3. Decentralization of Society is Needed
If nothing else, the fundamental concept of decentralization that cryptocurrencies and blockchain put forward are still desirable for a majority of the population. It’s fairly easy to show examples of how centralization causes problems in various aspects of society.
For example, in July 2022 in Canada, one of the major communications companies, Rogers, had an outage that affected 12 million Canadian citizens on a direct level (meaning no service). Not only that, but Rogers was/is the network used by Interac (debit in Canada), which actually meant that no business in Canada was able to accept debit during this network outage.
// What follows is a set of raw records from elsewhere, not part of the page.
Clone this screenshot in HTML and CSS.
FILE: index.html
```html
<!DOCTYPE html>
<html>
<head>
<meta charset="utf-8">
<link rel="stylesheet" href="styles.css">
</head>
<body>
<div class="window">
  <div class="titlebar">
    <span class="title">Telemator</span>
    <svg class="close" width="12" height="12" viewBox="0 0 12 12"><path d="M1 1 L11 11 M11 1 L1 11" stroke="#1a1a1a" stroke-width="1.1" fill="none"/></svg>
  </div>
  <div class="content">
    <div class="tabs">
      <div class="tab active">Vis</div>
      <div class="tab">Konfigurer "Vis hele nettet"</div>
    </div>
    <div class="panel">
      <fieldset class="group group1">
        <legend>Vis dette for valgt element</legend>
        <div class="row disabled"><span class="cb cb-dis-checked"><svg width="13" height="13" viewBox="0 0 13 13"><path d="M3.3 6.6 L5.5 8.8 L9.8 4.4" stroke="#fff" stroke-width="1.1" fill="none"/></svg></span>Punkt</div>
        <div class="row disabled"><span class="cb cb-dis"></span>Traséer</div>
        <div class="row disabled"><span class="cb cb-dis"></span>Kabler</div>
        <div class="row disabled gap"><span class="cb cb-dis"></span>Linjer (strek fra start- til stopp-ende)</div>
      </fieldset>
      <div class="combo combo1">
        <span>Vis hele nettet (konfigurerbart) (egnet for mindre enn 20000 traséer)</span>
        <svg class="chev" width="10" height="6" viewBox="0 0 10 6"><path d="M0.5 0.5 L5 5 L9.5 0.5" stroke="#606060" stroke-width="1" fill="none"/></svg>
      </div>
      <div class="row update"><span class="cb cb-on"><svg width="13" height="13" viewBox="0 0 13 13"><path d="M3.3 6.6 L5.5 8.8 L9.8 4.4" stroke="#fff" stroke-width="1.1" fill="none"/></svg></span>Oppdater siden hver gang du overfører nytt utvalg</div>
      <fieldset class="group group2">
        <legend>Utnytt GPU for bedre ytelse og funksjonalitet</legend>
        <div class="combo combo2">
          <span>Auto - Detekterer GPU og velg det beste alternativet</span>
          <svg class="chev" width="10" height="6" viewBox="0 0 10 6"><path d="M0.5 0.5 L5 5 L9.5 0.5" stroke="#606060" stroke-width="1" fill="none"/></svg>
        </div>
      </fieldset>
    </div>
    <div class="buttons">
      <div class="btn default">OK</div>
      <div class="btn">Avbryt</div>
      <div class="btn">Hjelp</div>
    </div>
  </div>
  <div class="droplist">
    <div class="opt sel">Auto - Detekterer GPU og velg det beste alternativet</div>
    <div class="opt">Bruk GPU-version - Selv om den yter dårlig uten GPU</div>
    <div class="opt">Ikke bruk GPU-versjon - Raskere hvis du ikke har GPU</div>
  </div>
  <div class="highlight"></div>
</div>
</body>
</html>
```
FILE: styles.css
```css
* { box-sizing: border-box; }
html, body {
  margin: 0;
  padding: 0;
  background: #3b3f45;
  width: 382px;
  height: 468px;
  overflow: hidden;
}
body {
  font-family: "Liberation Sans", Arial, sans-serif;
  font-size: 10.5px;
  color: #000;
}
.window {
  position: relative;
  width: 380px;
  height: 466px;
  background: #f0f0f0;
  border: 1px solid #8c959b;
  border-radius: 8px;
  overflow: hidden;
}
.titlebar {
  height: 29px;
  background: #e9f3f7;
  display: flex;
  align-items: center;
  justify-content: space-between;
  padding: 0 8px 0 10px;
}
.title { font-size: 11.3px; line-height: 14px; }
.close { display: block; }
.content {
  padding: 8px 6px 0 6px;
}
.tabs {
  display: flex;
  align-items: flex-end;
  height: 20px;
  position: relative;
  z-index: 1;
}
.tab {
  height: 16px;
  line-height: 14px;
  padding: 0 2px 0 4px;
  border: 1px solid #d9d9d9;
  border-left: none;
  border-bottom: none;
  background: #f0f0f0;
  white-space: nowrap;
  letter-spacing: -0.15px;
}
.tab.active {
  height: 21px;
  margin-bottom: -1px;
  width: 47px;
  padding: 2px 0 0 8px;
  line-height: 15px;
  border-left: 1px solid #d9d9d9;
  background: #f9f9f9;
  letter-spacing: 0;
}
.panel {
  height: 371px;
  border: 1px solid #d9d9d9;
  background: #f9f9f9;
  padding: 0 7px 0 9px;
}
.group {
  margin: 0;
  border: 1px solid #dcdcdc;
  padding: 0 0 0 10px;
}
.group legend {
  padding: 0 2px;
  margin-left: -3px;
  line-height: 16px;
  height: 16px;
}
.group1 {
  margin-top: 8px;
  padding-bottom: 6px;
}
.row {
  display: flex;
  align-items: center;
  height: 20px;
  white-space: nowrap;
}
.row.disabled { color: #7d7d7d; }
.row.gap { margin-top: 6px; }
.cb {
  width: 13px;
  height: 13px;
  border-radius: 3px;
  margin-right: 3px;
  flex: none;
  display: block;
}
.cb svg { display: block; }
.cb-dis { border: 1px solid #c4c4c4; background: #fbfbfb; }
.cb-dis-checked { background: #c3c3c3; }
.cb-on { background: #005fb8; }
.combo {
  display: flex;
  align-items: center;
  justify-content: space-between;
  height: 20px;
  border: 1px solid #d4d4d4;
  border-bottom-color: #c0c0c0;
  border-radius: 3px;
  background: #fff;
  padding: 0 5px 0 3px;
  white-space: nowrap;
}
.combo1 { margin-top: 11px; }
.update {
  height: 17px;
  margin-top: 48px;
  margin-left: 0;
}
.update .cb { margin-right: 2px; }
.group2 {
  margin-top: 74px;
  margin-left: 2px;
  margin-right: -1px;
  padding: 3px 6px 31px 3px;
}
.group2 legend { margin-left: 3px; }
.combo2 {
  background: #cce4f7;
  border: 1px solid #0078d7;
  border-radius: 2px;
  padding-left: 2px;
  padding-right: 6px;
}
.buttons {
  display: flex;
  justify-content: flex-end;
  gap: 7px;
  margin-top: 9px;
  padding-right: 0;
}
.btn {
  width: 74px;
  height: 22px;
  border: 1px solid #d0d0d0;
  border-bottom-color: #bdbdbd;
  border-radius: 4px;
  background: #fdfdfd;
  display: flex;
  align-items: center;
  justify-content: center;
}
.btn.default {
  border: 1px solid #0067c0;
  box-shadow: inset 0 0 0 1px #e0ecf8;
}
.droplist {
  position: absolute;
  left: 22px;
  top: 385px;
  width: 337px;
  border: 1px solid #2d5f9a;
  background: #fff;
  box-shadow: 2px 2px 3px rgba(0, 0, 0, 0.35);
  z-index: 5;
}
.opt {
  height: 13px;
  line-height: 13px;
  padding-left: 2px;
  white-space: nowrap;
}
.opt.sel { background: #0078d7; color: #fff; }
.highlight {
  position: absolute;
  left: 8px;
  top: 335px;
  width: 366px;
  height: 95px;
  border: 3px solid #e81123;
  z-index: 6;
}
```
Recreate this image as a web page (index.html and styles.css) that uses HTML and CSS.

There was also no alternative option for businesses to switch over to either, highlighting the issue created when a service is centralized.
There are already blockchain projects that are working to solve this sort of issue by decentralizing access to things such as electricity, internet, and phone services. The issues that society would run into if something like Google was compromised would be astronomical, not to mention their monopoly on your personal data. Putting your personal data back in your hands while also reducing the attack vectors possible for bad actors is just one other reason crypto should be bullish.
Closing Thoughts: The Potential in Crypto Remains
There are certainly more potential bullish cases for crypto as we continue into 2023 than the ones mentioned in this piece. However, they are simply meant to be food for thought when you consider the potential benefits that blockchain and crypto could bring to many aspects of our daily lives.
Obviously, if you’re considering an investment, do your research, but even if you’re not, learning about crypto and blockchain would be like learning about the Internet’s potential in the 90s. It may seem far away, but it’s closer than you think.